TASK GOAL :: Please output every line of the material as it stands, without the pictures.

AVAILABLE DATA ::
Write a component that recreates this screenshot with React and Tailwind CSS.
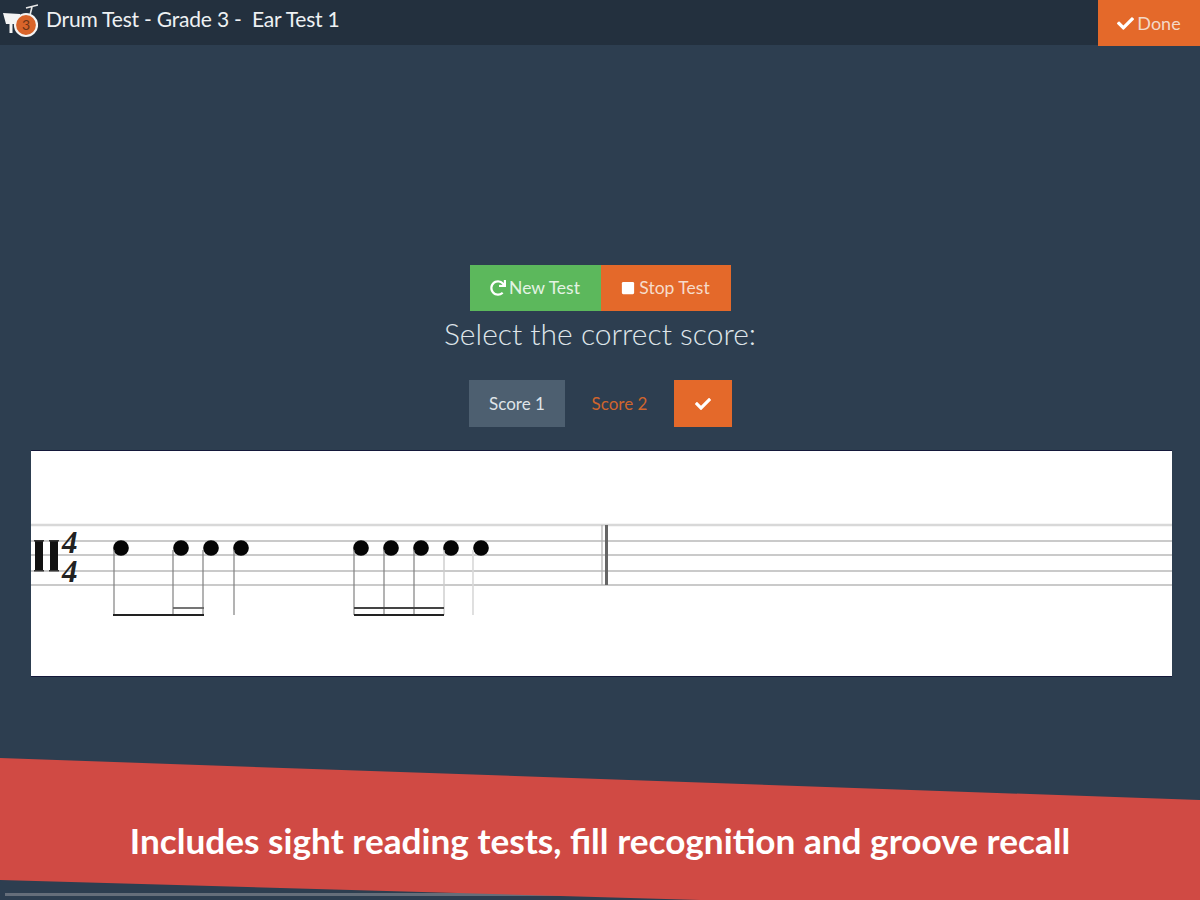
import { FaCheck, FaRedo, FaStop } from 'react-icons/fa';

const notes = [121, 181, 211, 241, 361, 391, 421, 451, 481];

function DrumLogo() {
  return (
    <svg width="38" height="40" viewBox="0 0 38 40" className="shrink-0">
      <path d="M3 13L20 14V24L6 24Z" fill="#f4f4f4" />
      <path d="M11 24V33" stroke="#f4f4f4" strokeWidth="3" fill="none" />
      <path d="M32 7L30 15M26 8L38 5" stroke="#e8e8e8" strokeWidth="1.6" fill="none" />
      <circle cx="26" cy="25" r="11" fill="#d9642a" stroke="#f4f4f4" strokeWidth="2.2" />
      <text x="26" y="30" textAnchor="middle" fontSize="14" fontFamily="Lato, sans-serif" fill="#6b3418">3</text>
    </svg>
  );
}

function Score() {
  return (
    <svg width="1141" height="225" viewBox="31 451 1141 225" className="block">
      <line x1="31" x2="1172" y1="525" y2="525" stroke="#d8d8d8" strokeWidth="2.5" />
      {[541, 555, 571, 585].map((y) => (
        <line key={y} x1="31" x2="1172" y1={y} y2={y} stroke="#969696" strokeWidth="1.2" />
      ))}
      <rect x="35" y="541" width="8" height="30" fill="#111" />
      <rect x="50" y="541" width="8" height="30" fill="#111" />
      <rect x="34" y="540" width="10" height="1.5" fill="#333" />
      <rect x="34" y="570" width="10" height="1.5" fill="#333" />
      <rect x="49" y="540" width="10" height="1.5" fill="#333" />
      <rect x="49" y="570" width="10" height="1.5" fill="#333" />
      <text x="62" y="553" fontFamily="'Liberation Serif', serif" fontStyle="italic" fontWeight="700" fontSize="31" fill="#222">4</text>
      <text x="62" y="582" fontFamily="'Liberation Serif', serif" fontStyle="italic" fontWeight="700" fontSize="31" fill="#222">4</text>
      {notes.map((x) => (
        <circle key={x} cx={x} cy="548" r="7.8" fill="#050505" />
      ))}
      {[114, 173, 203, 234, 354, 384, 414].map((x) => (
        <line key={x} x1={x} x2={x} y1="550" y2="615" stroke="#808080" strokeWidth="1.2" />
      ))}
      <line x1="444" x2="444" y1="550" y2="615" stroke="#cccccc" strokeWidth="1.4" />
      <line x1="473" x2="473" y1="550" y2="615" stroke="#d8d8d8" strokeWidth="1.6" />
      <line x1="113" x2="204" y1="615" y2="615" stroke="#222" strokeWidth="2" />
      <line x1="173" x2="204" y1="608" y2="608" stroke="#666" strokeWidth="1.8" />
      <line x1="354" x2="444" y1="615" y2="615" stroke="#222" strokeWidth="2" />
      <line x1="354" x2="444" y1="608" y2="608" stroke="#444" strokeWidth="1.8" />
      <line x1="602" x2="602" y1="525" y2="585" stroke="#b0b0b0" strokeWidth="1.2" />
      <line x1="606.5" x2="606.5" y1="525" y2="585" stroke="#666" strokeWidth="3" />
    </svg>
  );
}

export default function App() {
  return (
    <div className="relative h-[900px] overflow-hidden bg-[#2d3e50] font-['Lato','Noto_Sans',sans-serif]">
      <header className="flex h-[45px] items-start justify-between bg-[#23303e]">
        <div className="flex items-center">
          <DrumLogo />
          <span className="mt-[-3px] ml-[8px] text-[21px] tracking-[-0.2px] text-[#eef1f3]">Drum Test - Grade 3 -&nbsp; Ear Test 1</span>
        </div>
        <button className="flex h-[46px] w-[102px] items-center justify-center gap-[3px] bg-[#e4692a] text-[18px] text-[#f3d9c8]">
          <FaCheck className="text-[17px] text-white" />
          Done
        </button>
      </header>

      <main className="flex flex-col items-center pt-[220px]">
        <div className="flex h-[46px] w-[261px] text-[17.5px]">
          <button className="flex w-[131px] items-center justify-center gap-[3px] bg-[#5cb85c] text-[#e4f3e4]">
            <FaRedo className="text-[16px] text-white" />
            New Test
          </button>
          <button className="flex w-[130px] items-center justify-center gap-[4px] bg-[#e4692a] text-[#f6dccb]">
            <FaStop className="text-[14px] text-white" />
            Stop Test
          </button>
        </div>
        <h2 className="mt-[1px] text-[30px] leading-[42px] font-light text-[#dfe5ea]">Select the correct score:</h2>
        <div className="mt-[26px] ml-[1px] flex h-[47px] items-stretch text-[17px]">
          <button className="w-[96px] bg-[#4d5f70] text-[#dfe4e8]">Score 1</button>
          <button className="w-[109px] text-[#d0652d]">Score 2</button>
          <button className="flex w-[58px] items-center justify-center bg-[#e4692a] text-white">
            <FaCheck className="text-[16px]" />
          </button>
        </div>
        <div className="mt-[23px] ml-[3px] h-[227px] w-[1141px] border-y border-[#14183a] bg-white">
          <Score />
        </div>
      </main>

      <div className="absolute bottom-[4px] left-[5px] h-[3px] w-[1167px] bg-[#8a8f96]/60" />
      <div className="absolute inset-x-0 bottom-0 flex h-[142px] items-center justify-center bg-[#d04a44] [clip-path:polygon(0_0,100%_42px,100%_100%,700px_100%,0_122px)]">
        <p className="mt-[22px] text-[35.2px] font-bold text-white">Includes sight reading tests, fill recognition and groove recall</p>
      </div>
    </div>
  );
}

COMPLETE ANSWER ::
Write a component that recreates this screenshot with React and Tailwind CSS.
import { FaCheck, FaRedo, FaStop } from 'react-icons/fa';

const notes = [121, 181, 211, 241, 361, 391, 421, 451, 481];

function DrumLogo() {
  return (
    <svg width="38" height="40" viewBox="0 0 38 40" className="shrink-0">
      <path d="M3 13L20 14V24L6 24Z" fill="#f4f4f4" />
      <path d="M11 24V33" stroke="#f4f4f4" strokeWidth="3" fill="none" />
      <path d="M32 7L30 15M26 8L38 5" stroke="#e8e8e8" strokeWidth="1.6" fill="none" />
      <circle cx="26" cy="25" r="11" fill="#d9642a" stroke="#f4f4f4" strokeWidth="2.2" />
      <text x="26" y="30" textAnchor="middle" fontSize="14" fontFamily="Lato, sans-serif" fill="#6b3418">3</text>
    </svg>
  );
}

function Score() {
  return (
    <svg width="1141" height="225" viewBox="31 451 1141 225" className="block">
      <line x1="31" x2="1172" y1="525" y2="525" stroke="#d8d8d8" strokeWidth="2.5" />
      {[541, 555, 571, 585].map((y) => (
        <line key={y} x1="31" x2="1172" y1={y} y2={y} stroke="#969696" strokeWidth="1.2" />
      ))}
      <rect x="35" y="541" width="8" height="30" fill="#111" />
      <rect x="50" y="541" width="8" height="30" fill="#111" />
      <rect x="34" y="540" width="10" height="1.5" fill="#333" />
      <rect x="34" y="570" width="10" height="1.5" fill="#333" />
      <rect x="49" y="540" width="10" height="1.5" fill="#333" />
      <rect x="49" y="570" width="10" height="1.5" fill="#333" />
      <text x="62" y="553" fontFamily="'Liberation Serif', serif" fontStyle="italic" fontWeight="700" fontSize="31" fill="#222">4</text>
      <text x="62" y="582" fontFamily="'Liberation Serif', serif" fontStyle="italic" fontWeight="700" fontSize="31" fill="#222">4</text>
      {notes.map((x) => (
        <circle key={x} cx={x} cy="548" r="7.8" fill="#050505" />
      ))}
      {[114, 173, 203, 234, 354, 384, 414].map((x) => (
        <line key={x} x1={x} x2={x} y1="550" y2="615" stroke="#808080" strokeWidth="1.2" />
      ))}
      <line x1="444" x2="444" y1="550" y2="615" stroke="#cccccc" strokeWidth="1.4" />
      <line x1="473" x2="473" y1="550" y2="615" stroke="#d8d8d8" strokeWidth="1.6" />
      <line x1="113" x2="204" y1="615" y2="615" stroke="#222" strokeWidth="2" />
      <line x1="173" x2="204" y1="608" y2="608" stroke="#666" strokeWidth="1.8" />
      <line x1="354" x2="444" y1="615" y2="615" stroke="#222" strokeWidth="2" />
      <line x1="354" x2="444" y1="608" y2="608" stroke="#444" strokeWidth="1.8" />
      <line x1="602" x2="602" y1="525" y2="585" stroke="#b0b0b0" strokeWidth="1.2" />
      <line x1="606.5" x2="606.5" y1="525" y2="585" stroke="#666" strokeWidth="3" />
    </svg>
  );
}

export default function App() {
  return (
    <div className="relative h-[900px] overflow-hidden bg-[#2d3e50] font-['Lato','Noto_Sans',sans-serif]">
      <header className="flex h-[45px] items-start justify-between bg-[#23303e]">
        <div className="flex items-center">
          <DrumLogo />
          <span className="mt-[-3px] ml-[8px] text-[21px] tracking-[-0.2px] text-[#eef1f3]">Drum Test - Grade 3 -&nbsp; Ear Test 1</span>
        </div>
        <button className="flex h-[46px] w-[102px] items-center justify-center gap-[3px] bg-[#e4692a] text-[18px] text-[#f3d9c8]">
          <FaCheck className="text-[17px] text-white" />
          Done
        </button>
      </header>

      <main className="flex flex-col items-center pt-[220px]">
        <div className="flex h-[46px] w-[261px] text-[17.5px]">
          <button className="flex w-[131px] items-center justify-center gap-[3px] bg-[#5cb85c] text-[#e4f3e4]">
            <FaRedo className="text-[16px] text-white" />
            New Test
          </button>
          <button className="flex w-[130px] items-center justify-center gap-[4px] bg-[#e4692a] text-[#f6dccb]">
            <FaStop className="text-[14px] text-white" />
            Stop Test
          </button>
        </div>
        <h2 className="mt-[1px] text-[30px] leading-[42px] font-light text-[#dfe5ea]">Select the correct score:</h2>
        <div className="mt-[26px] ml-[1px] flex h-[47px] items-stretch text-[17px]">
          <button className="w-[96px] bg-[#4d5f70] text-[#dfe4e8]">Score 1</button>
          <button className="w-[109px] text-[#d0652d]">Score 2</button>
          <button className="flex w-[58px] items-center justify-center bg-[#e4692a] text-white">
            <FaCheck className="text-[16px]" />
          </button>
        </div>
        <div className="mt-[23px] ml-[3px] h-[227px] w-[1141px] border-y border-[#14183a] bg-white">
          <Score />
        </div>
      </main>

      <div className="absolute bottom-[4px] left-[5px] h-[3px] w-[1167px] bg-[#8a8f96]/60" />
      <div className="absolute inset-x-0 bottom-0 flex h-[142px] items-center justify-center bg-[#d04a44] [clip-path:polygon(0_0,100%_42px,100%_100%,700px_100%,0_122px)]">
        <p className="mt-[22px] text-[35.2px] font-bold text-white">Includes sight reading tests, fill recognition and groove recall</p>
      </div>
    </div>
  );
}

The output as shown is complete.